### The exercise
Emit an exact copy of the lines running from the start of the records to the line containing "const lives = 3;", both included.

### Provided material
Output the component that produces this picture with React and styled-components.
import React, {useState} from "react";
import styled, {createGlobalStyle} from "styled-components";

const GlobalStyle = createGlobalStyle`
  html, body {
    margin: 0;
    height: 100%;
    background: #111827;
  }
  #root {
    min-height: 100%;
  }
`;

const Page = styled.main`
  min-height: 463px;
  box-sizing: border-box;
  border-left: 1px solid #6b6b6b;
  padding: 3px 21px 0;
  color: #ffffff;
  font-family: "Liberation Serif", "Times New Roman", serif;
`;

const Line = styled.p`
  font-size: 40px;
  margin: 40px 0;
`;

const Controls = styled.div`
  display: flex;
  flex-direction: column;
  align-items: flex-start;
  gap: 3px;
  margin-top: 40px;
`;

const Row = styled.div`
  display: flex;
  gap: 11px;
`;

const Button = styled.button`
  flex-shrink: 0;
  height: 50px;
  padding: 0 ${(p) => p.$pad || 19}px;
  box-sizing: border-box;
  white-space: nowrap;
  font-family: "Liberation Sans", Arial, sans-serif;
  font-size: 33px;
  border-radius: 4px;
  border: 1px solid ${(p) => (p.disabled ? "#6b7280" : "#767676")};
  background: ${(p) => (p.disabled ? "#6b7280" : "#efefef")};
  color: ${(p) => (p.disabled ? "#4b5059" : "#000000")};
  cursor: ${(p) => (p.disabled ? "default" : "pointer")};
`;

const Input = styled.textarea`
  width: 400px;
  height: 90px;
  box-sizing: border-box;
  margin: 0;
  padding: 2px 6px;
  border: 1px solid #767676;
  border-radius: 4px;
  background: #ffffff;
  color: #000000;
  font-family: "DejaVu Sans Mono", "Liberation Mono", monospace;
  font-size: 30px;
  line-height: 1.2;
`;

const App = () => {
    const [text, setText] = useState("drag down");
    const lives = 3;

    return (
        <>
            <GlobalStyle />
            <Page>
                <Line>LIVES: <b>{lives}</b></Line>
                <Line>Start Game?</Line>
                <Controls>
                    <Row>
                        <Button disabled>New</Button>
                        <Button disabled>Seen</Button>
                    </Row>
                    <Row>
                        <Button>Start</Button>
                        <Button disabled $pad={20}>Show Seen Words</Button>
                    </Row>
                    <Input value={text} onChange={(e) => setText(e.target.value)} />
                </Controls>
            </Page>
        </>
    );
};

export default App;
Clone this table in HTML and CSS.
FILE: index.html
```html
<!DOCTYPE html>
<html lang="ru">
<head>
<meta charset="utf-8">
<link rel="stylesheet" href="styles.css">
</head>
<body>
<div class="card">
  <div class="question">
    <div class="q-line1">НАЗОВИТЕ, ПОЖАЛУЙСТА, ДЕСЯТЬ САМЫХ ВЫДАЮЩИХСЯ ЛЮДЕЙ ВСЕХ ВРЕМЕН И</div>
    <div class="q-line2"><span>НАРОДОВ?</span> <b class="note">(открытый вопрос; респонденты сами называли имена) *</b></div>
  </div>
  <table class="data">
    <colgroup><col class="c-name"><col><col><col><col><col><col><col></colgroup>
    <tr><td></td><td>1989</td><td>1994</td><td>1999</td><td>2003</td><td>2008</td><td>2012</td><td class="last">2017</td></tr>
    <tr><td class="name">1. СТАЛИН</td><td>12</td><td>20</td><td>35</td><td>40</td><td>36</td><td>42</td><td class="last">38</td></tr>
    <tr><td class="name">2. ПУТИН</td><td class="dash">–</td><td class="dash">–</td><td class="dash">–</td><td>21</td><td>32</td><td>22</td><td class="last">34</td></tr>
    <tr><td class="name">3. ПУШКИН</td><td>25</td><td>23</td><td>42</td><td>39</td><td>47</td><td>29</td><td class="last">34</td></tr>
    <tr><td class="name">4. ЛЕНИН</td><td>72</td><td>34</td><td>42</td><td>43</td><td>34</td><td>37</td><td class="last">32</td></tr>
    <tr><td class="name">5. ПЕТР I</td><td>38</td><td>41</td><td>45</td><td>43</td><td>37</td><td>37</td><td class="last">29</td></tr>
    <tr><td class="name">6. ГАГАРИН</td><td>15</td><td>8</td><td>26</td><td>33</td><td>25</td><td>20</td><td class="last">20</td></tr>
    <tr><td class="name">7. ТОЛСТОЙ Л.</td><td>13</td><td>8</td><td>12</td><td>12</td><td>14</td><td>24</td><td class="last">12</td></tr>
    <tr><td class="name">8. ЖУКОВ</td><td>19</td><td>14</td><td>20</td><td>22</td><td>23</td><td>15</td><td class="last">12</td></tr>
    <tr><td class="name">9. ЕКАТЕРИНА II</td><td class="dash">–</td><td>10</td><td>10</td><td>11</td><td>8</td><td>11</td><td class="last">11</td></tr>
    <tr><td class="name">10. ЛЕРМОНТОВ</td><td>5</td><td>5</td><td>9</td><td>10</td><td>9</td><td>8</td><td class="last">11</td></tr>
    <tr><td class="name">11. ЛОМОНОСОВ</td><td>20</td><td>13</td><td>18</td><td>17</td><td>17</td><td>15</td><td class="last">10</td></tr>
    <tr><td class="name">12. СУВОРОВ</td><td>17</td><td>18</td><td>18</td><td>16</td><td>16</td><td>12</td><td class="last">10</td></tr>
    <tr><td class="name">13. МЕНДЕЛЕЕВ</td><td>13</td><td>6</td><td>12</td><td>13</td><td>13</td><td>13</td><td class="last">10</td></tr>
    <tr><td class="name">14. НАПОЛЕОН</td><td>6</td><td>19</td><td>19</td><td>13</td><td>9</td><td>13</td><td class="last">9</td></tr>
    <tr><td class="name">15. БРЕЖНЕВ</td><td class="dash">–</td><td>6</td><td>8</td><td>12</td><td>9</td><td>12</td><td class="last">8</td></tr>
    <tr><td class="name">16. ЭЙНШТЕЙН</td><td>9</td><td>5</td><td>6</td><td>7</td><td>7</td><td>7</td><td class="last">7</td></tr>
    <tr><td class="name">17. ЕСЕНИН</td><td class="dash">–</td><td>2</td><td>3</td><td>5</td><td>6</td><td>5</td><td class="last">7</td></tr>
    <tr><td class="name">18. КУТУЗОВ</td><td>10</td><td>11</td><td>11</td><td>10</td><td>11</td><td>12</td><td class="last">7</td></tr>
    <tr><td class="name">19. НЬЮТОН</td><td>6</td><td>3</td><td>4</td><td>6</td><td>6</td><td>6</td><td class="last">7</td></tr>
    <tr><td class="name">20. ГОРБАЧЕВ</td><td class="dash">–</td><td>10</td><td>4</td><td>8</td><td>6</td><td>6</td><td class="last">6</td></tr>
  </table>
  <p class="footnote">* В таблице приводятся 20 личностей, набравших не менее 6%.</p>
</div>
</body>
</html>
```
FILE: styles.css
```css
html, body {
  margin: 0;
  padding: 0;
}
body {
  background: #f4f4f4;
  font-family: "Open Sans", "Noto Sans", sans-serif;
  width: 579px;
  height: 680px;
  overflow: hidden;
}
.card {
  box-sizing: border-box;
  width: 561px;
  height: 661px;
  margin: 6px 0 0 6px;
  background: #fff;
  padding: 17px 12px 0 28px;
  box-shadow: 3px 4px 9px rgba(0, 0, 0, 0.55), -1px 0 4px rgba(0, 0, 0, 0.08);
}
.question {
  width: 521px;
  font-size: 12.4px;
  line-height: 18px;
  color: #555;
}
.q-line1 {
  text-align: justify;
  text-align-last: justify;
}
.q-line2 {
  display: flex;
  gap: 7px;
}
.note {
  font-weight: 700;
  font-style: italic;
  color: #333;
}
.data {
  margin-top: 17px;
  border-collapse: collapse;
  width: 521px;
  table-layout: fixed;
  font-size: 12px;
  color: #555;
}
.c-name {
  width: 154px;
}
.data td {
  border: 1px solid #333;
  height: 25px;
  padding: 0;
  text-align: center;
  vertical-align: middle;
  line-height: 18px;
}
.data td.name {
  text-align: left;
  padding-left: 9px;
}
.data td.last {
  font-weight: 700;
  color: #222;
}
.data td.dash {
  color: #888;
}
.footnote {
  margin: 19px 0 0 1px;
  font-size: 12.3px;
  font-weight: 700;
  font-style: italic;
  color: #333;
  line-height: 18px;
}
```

### Response to the task
Output the component that produces this picture with React and styled-components.
import React, {useState} from "react";
import styled, {createGlobalStyle} from "styled-components";

const GlobalStyle = createGlobalStyle`
  html, body {
    margin: 0;
    height: 100%;
    background: #111827;
  }
  #root {
    min-height: 100%;
  }
`;

const Page = styled.main`
  min-height: 463px;
  box-sizing: border-box;
  border-left: 1px solid #6b6b6b;
  padding: 3px 21px 0;
  color: #ffffff;
  font-family: "Liberation Serif", "Times New Roman", serif;
`;

const Line = styled.p`
  font-size: 40px;
  margin: 40px 0;
`;

const Controls = styled.div`
  display: flex;
  flex-direction: column;
  align-items: flex-start;
  gap: 3px;
  margin-top: 40px;
`;

const Row = styled.div`
  display: flex;
  gap: 11px;
`;

const Button = styled.button`
  flex-shrink: 0;
  height: 50px;
  padding: 0 ${(p) => p.$pad || 19}px;
  box-sizing: border-box;
  white-space: nowrap;
  font-family: "Liberation Sans", Arial, sans-serif;
  font-size: 33px;
  border-radius: 4px;
  border: 1px solid ${(p) => (p.disabled ? "#6b7280" : "#767676")};
  background: ${(p) => (p.disabled ? "#6b7280" : "#efefef")};
  color: ${(p) => (p.disabled ? "#4b5059" : "#000000")};
  cursor: ${(p) => (p.disabled ? "default" : "pointer")};
`;

const Input = styled.textarea`
  width: 400px;
  height: 90px;
  box-sizing: border-box;
  margin: 0;
  padding: 2px 6px;
  border: 1px solid #767676;
  border-radius: 4px;
  background: #ffffff;
  color: #000000;
  font-family: "DejaVu Sans Mono", "Liberation Mono", monospace;
  font-size: 30px;
  line-height: 1.2;
`;

const App = () => {
    const [text, setText] = useState("drag down");
    const lives = 3;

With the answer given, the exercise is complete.